Les hackers sont démotivés quand ils s’aperçoivent du bluff de Hbgary Federal. Son PDG n’a en réalité aucune arme secrète contre Anonymous et ignore tout de ses chefs. Pour eux, c’est un bouffon et sa société ne présente aucun intérêt. Le journaliste et porte-parole autoproclamé des Anonymous, Barrett Brown n’est pas de cet avis. Il convainc une centaine de membres de Project PM, sa propre organisation de surveillance et d’analyse d’internet, de l’aider à éplucher la correspondance interne d’hbgary Federal. Il se plonge dans la lecture des mails piratés. C’est ainsi que Barrett Brown découvre l’existence de Team Themis, un consortium particulièrement discret composé de trois firmes, Hbgary, Palentir et Berico, agissant aux
marges de la légalité. Team Themis a été créé en 2010 à la demande de la Chambre de commerce américaine et de la Bank of America tout simplement pour anéantir Wikileaks. L’organisation de Julian Assange venait en effet d’affirmer détenir des documents susceptibles de faire sauter plusieurs banques américaines. Team Themis doit élaborer un plan d’attaque.
Première étape: la création de cyber- commandos chargés de réduire à néant les systèmes informatiques des pirates. Coût de l’opération, deux millions de dollars par mois. Themis propose de reprendre les méthodes de contre-intelligence mises au point par le FBI sous J. Edgar Hoover. Il s’agit d’infiltrer les groupes de pirates afin de les manipuler et les détruire «par tous les moyens » . Themis propose d’inonder le marché de jeux vidéos piégés, de discréditer les pirates en se servant de faux documents. Les cibles de Themis ne se limitent pas à Wikileaks. Le consortium vise aussi l’avocat blogueur Glenn Greenwald.

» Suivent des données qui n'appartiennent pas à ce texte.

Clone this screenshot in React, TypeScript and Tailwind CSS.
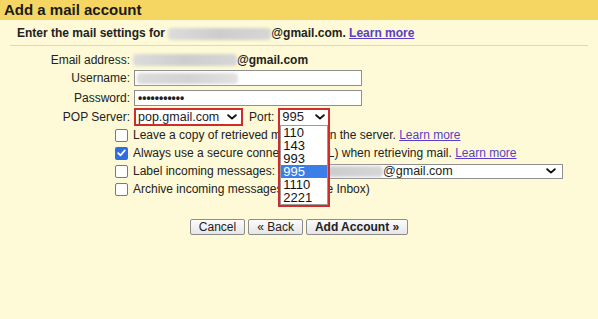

Le 22 juin 2011, Barrett Brown publie un article sur Themis Team dans le quotidien britannique The Guardian. Le scandale est énorme. Le PDG de Hbgary Federal démissionne, sa compagnie ne s’en relèvera jamais. Des parlementaires réclament, sans succès, la création d’une commission d’enquête. Palentir annonce qu’elle coupe tous les liens avec Hbgary Federal et présente ses excuses à Glenn Greenwald. Palentir a gros à perdre: en 2011, son chiffre d’affaires est de 250 millions de dollars. Parmi ses clients, la CIA, le FBI, le Pentagone, les polices de New York ou de Los Angeles. La concurrence est rude. Aux Etats-unis, il y a plus de deux mille sociétés spécialisées dans le contre-terrorisme et la sécurité. Le marché de la sécurité et du renseignement privé est en pleine expansion avec un chiffre d’affaires de 56 milliards de dollars.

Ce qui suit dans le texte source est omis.